Goal of the exercise: Without including the pictures, copy out every line below.

* start *

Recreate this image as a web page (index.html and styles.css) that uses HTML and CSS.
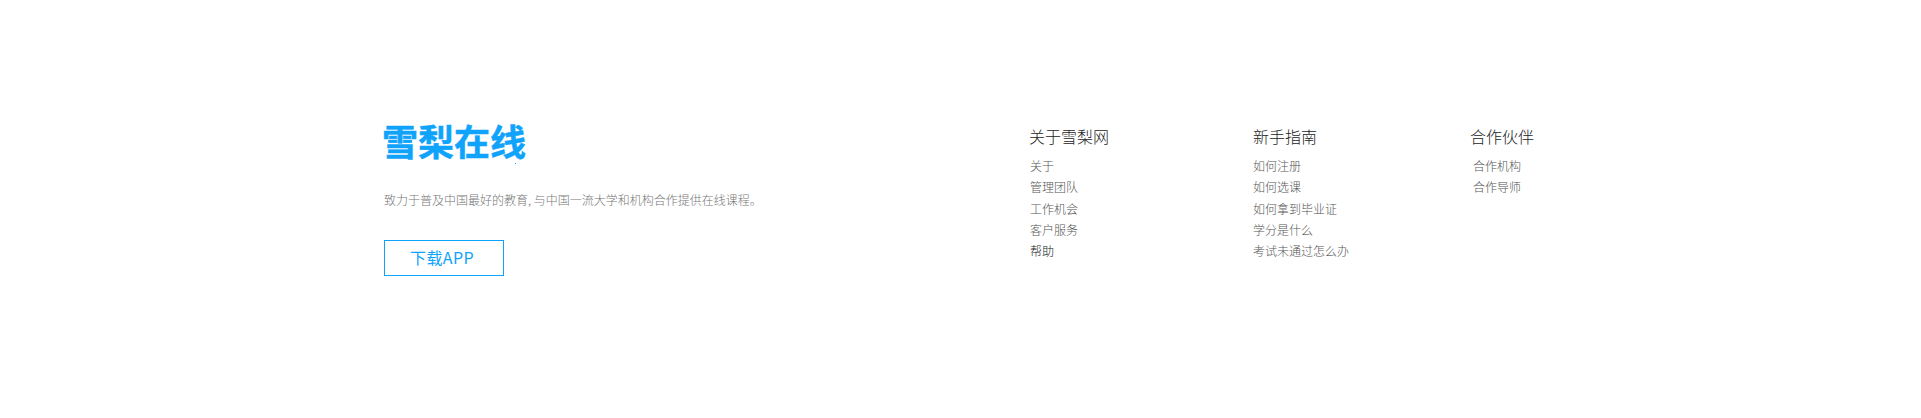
FILE: index.html
```html
<!DOCTYPE html>
<html lang="zh">
<head>
<meta charset="utf-8">
<title>雪梨在线</title>
<link rel="stylesheet" href="styles.css">
</head>
<body>
<footer class="footer">
  <div class="brand">
    <div class="logo">雪梨在线</div>
    <div class="logo-dot"></div>
    <p class="desc">致力于普及中国最好的教育, 与中国一流大学和机构合作提供在线课程。</p>
    <a class="app-btn">下载APP</a>
  </div>
  <div class="col col-about">
    <h4>关于雪梨网</h4>
    <ul>
      <li>关于</li>
      <li>管理团队</li>
      <li>工作机会</li>
      <li>客户服务</li>
      <li class="dark">帮助</li>
    </ul>
  </div>
  <div class="col col-guide">
    <h4>新手指南</h4>
    <ul>
      <li>如何注册</li>
      <li>如何选课</li>
      <li>如何拿到毕业证</li>
      <li>学分是什么</li>
      <li>考试未通过怎么办</li>
    </ul>
  </div>
  <div class="col col-partner">
    <h4>合作伙伴</h4>
    <ul>
      <li>合作机构</li>
      <li>合作导师</li>
    </ul>
  </div>
</footer>
</body>
</html>
```
FILE: styles.css
```css
* { box-sizing: border-box; }
html, body { margin: 0; background: #fff; }
body {
  height: 418px;
  overflow: hidden;
  font-family: "Noto Sans CJK SC", "Liberation Sans", sans-serif;
}
.footer {
  display: flex;
  padding: 118px 0 0 384px;
}
.brand { width: 645px; }
.logo {
  margin: 2px 0 0 -2px;
  font-size: 36px;
  line-height: 40px;
  font-weight: 700;
  color: #10a3fb;
  -webkit-text-stroke: 0.5px #10a3fb;
}
.logo-dot {
  width: 1px;
  height: 1px;
  margin: 3px 0 0 131px;
  background: #10a3fb;
}
.desc {
  margin: 27px 0 0;
  font-size: 12px;
  line-height: 18px;
  font-weight: 300;
  color: #777;
  white-space: nowrap;
}
.app-btn {
  display: block;
  width: 120px;
  height: 36px;
  margin-top: 31px;
  padding-right: 4px;
  border: 1px solid #10a3fb;
  font-size: 16px;
  letter-spacing: 0.4px;
  line-height: 32px;
  text-align: center;
  font-weight: 400;
  color: #10a3fb;
}
.col h4 {
  margin: 8px 0 0;
  font-size: 16px;
  line-height: 21px;
  font-weight: 300;
  color: #222;
  white-space: nowrap;
}
.col ul {
  list-style: none;
  margin: 8px 0 0;
  padding: 0;
}
.col li {
  height: 21.25px;
  font-size: 12px;
  line-height: 21px;
  font-weight: 300;
  color: #555;
  white-space: nowrap;
}
.col li.dark { color: #222; }
.col-about { width: 224px; }
.col-about ul { padding-left: 1px; }
.col-guide { width: 218px; }
.col-partner { margin-left: -1px; }
.col-partner ul { padding-left: 3px; }
```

* end *

Reply to the task:
Recreate this image as a web page (index.html and styles.css) that uses HTML and CSS.
FILE: index.html
```html
<!DOCTYPE html>
<html lang="zh">
<head>
<meta charset="utf-8">
<title>雪梨在线</title>
<link rel="stylesheet" href="styles.css">
</head>
<body>
<footer class="footer">
  <div class="brand">
    <div class="logo">雪梨在线</div>
    <div class="logo-dot"></div>
    <p class="desc">致力于普及中国最好的教育, 与中国一流大学和机构合作提供在线课程。</p>
    <a class="app-btn">下载APP</a>
  </div>
  <div class="col col-about">
    <h4>关于雪梨网</h4>
    <ul>
      <li>关于</li>
      <li>管理团队</li>
      <li>工作机会</li>
      <li>客户服务</li>
      <li class="dark">帮助</li>
    </ul>
  </div>
  <div class="col col-guide">
    <h4>新手指南</h4>
    <ul>
      <li>如何注册</li>
      <li>如何选课</li>
      <li>如何拿到毕业证</li>
      <li>学分是什么</li>
      <li>考试未通过怎么办</li>
    </ul>
  </div>
  <div class="col col-partner">
    <h4>合作伙伴</h4>
    <ul>
      <li>合作机构</li>
      <li>合作导师</li>
    </ul>
  </div>
</footer>
</body>
</html>
```
FILE: styles.css
```css
* { box-sizing: border-box; }
html, body { margin: 0; background: #fff; }
body {
  height: 418px;
  overflow: hidden;
  font-family: "Noto Sans CJK SC", "Liberation Sans", sans-serif;
}
.footer {
  display: flex;
  padding: 118px 0 0 384px;
}
.brand { width: 645px; }
.logo {
  margin: 2px 0 0 -2px;
  font-size: 36px;
  line-height: 40px;
  font-weight: 700;
  color: #10a3fb;
  -webkit-text-stroke: 0.5px #10a3fb;
}
.logo-dot {
  width: 1px;
  height: 1px;
  margin: 3px 0 0 131px;
  background: #10a3fb;
}
.desc {
  margin: 27px 0 0;
  font-size: 12px;
  line-height: 18px;
  font-weight: 300;
  color: #777;
  white-space: nowrap;
}
.app-btn {
  display: block;
  width: 120px;
  height: 36px;
  margin-top: 31px;
  padding-right: 4px;
  border: 1px solid #10a3fb;
  font-size: 16px;
  letter-spacing: 0.4px;
  line-height: 32px;
  text-align: center;
  font-weight: 400;
  color: #10a3fb;
}
.col h4 {
  margin: 8px 0 0;
  font-size: 16px;
  line-height: 21px;
  font-weight: 300;
  color: #222;
  white-space: nowrap;
}
.col ul {
  list-style: none;
  margin: 8px 0 0;
  padding: 0;
}
.col li {
  height: 21.25px;
  font-size: 12px;
  line-height: 21px;
  font-weight: 300;
  color: #555;
  white-space: nowrap;
}
.col li.dark { color: #222; }
.col-about { width: 224px; }
.col-about ul { padding-left: 1px; }
.col-guide { width: 218px; }
.col-partner { margin-left: -1px; }
.col-partner ul { padding-left: 3px; }
```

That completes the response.